Flora Fauna’s Jackfruit DanDan is among its most popular menu items, thanks to its flavor-packed profile. The dish sees cold green papaya noodles topped with braised jackfruit and finished with cashews and chile oil. He uses papaya that’s on the underripe side so it holds its structure, blanching it first so it’s not quite as toothsome.
“Green papaya has this great earthy, crunchy sweetness that balances out the spicy, tart flavors in the dish,” explains Meyer. The jackfruit is braised in big flavors: housemade chile paste, tamari, Chinese black vinegar, tahini, sesame seed, garlic and ginger. He’s working on a jackfruit bottarga, salt curing it, then letting it air dry, with the idea of using it as a finish on a lamb tartare with soursop vinaigrette.
“Fruit can handle significant prep, like salt curing, fermenting, pickling, roasting and charring,” says Maeve Webster, president of Menu Matters. “It improves the experience for diners, adding flavor that builds craveability.” Fruit also balances savory and spicy dishes, introducing depth of experience that is a marker of progressive menus today.
S3 Restaurant in Fort Lauderdale, Fla., pairs a sweet-heat sauce with goat cheese croquettes that sees a combination of red chile and guava, bringing in heady tropical notes as well as a solid sense of place.
At Sparrow + Wolf in Las Vegas, a flourless chocolate cake paired with ras el hanout pear butter plays off that spice’s savory, warm flavors while tempering it with the sublime, fresh flavor of pear.
Santo Cielo, a globally inspired spot in Naperville, Ill., turns to pickled blueberries for a hit of acid as counterpoint to its richly flavored Chicken Confit with cheese polenta, bacon au jus and shiitake.
Fruit holds the ability to impact texture, flavor and color in plant-forward menu items. A salad of Beets and Berries at Chicago’s Ēma, a modern Mediterranean restaurant, gets an unexpected underlay of strawberry harissa.
Crispy Brussels sprouts boast complexity with maple sage vin, roasted grapes, blue cheese, bacon and candied walnuts at Avelina in Denver. Pops of sweet and acid play nicely as finishes to modern pizzas, pastas, flatbreads and toasts.
In Cedarburg, Wis., Brandywine, a seasonally focused restaurant, menus a summer flatbread with roasted peach, ricotta and spreadable salami.
Don Young, executive chef at the New American restaurant WoodWind in Chicago, pushed the culinary boundaries of pineapple by accident. “I was making a grilled pineapple sauce, but I lost track of time and burned it,” he says. “Still wanting to try it, I charred shishito peppers to add a light, grassy pepperiness, cilantro for herbaceous notes, fish sauce to bring out umami, and lime to add brightness and balance. While letting the sauce settle, I allowed it to naturally ferment in the cooler, causing the charred flavor to slowly meld in with the pineapple. By naturally preserving itself, the pineapple ripened further and developed more acidity, resulting in the perfect sauce.”
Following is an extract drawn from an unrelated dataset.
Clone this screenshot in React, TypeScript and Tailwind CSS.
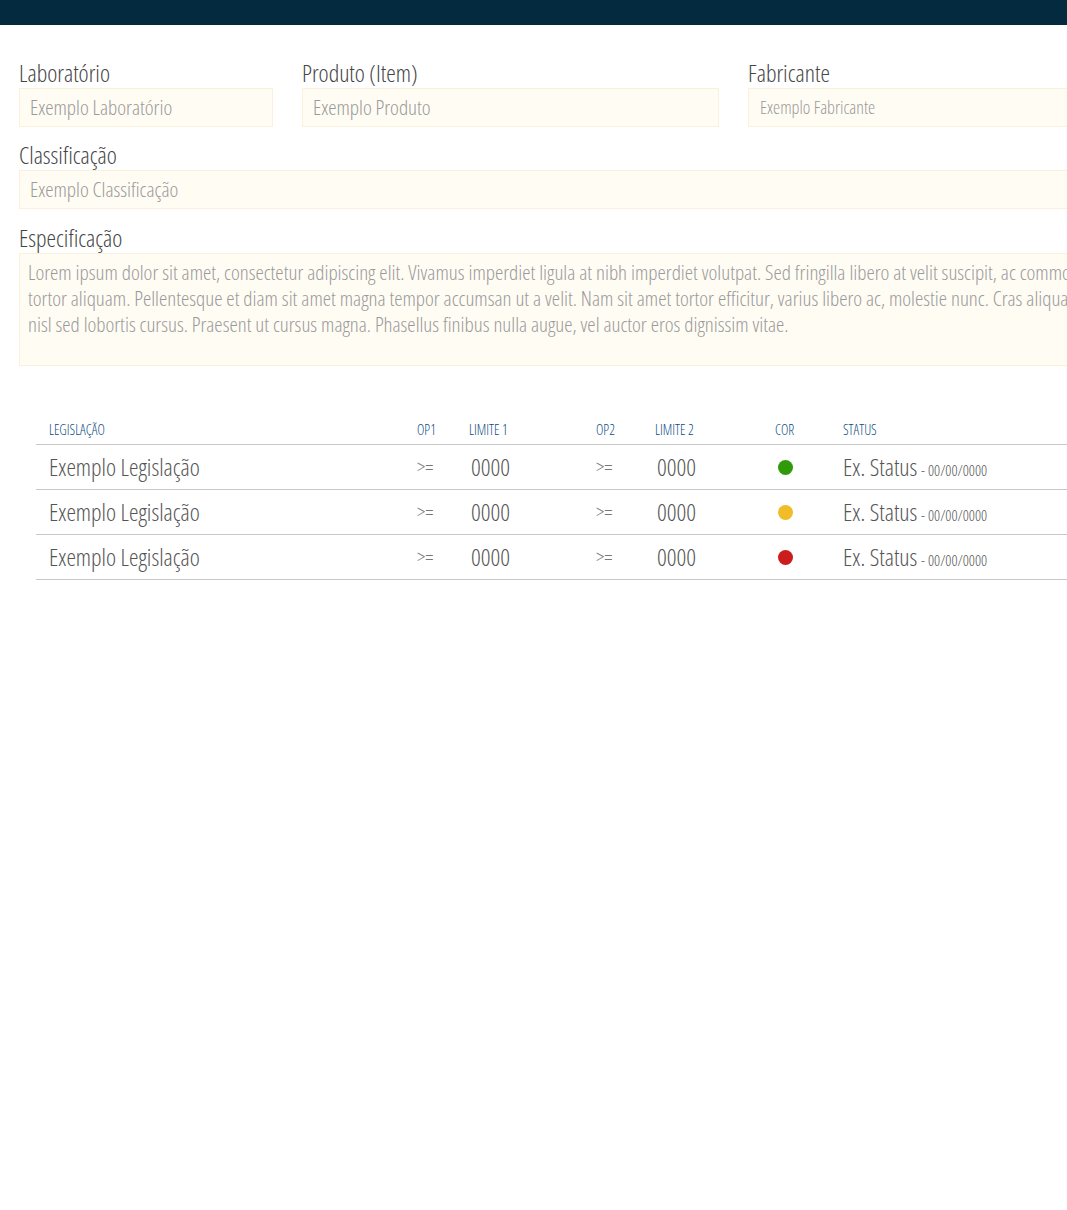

He menus it as a “charred pineapple mole,” serving it as an accompaniment to his Dry-Aged Duck Tacos.
WASTE NOT, WANT NOT
The imperative that drives management of food waste today will most likely underpin a number of menu development areas in upcoming years. In the efforts to curb food waste, the root-to-stem movement has opened up beyond ingenious components like carrot-top pesto into “ugly fruit” usage and techniques like dehydrating over-ripe fruit, then pulverizing them for use in spice blends, smoothies or baking formulas.
There’s brand value in flexing culinary muscle with menu items that highlight craftsmanship, weaving in uses of peels, cores and seeds, along with the preservation techniques of pickling and fermenting fruit. But there’s also a marketing upside in using fruit in trend-forward, environmentally responsible ways on the menu.
“While Millennials have certainly shown a heightened interest in restaurant mission statements that incorporate a sensitivity to the environment, Gen Z is taking that to a completely different level,” says Webster. “They are the generation of environmental reckoning; recent protests and other activities around environmental awareness point to that.”
Innovation in fruit-forward recipe development helps solve food waste issues. And as Webster points out, consumers will not only respond to the “Wow!” factor of that innovation, but they’ll also take notice of the sustainability efforts. “Food waste is simply not a topic that is trendy or interesting, but rather an imperative for any operation that wants to remain relevant and appealing in the decades to come,” she says.
It can also look pretty on the plate. At Black Bull, a Spanish concept in Chicago, the Basque Cheesecake is topped with red-wine and orange-poached pears, dehydrated pear skins and roasted grapes. Shannah Primiano, executive pastry chef, features the whole pear for this dessert, using the skin as a dramatic crunchy element.
“You can get creative with food waste,” says Adam Moore, chef/founder of Flashpoint Innovation, describing applications that offer impact. “Use the cryoconcentrated juice from fruit peels and skins as alternative sweeteners, sauces or cocktail inclusions, or incorporate dried and powdered fruit into spices, seasonings and salts.”
Culinary attention focused on fruit addresses the appetite for flavor intrigue, craftsmanship and stewardship. Through this, elements like smoked peach preserves and pickled grapes promise to allure.
A Natural Beauty
By Dina Paz
Adding fruit in the form of powder, frozen or dehydrated to savory applications offers another level of plant-based storytelling, amplifying its inherent better-for-you properties.
Creative examples include: fermented cherry kimchi, fruit butter, apricot and goat cheese risotto, pear and blue cheese mac and cheese, grilled peaches, pears or avocado with savory herbs and spices in grain bowls.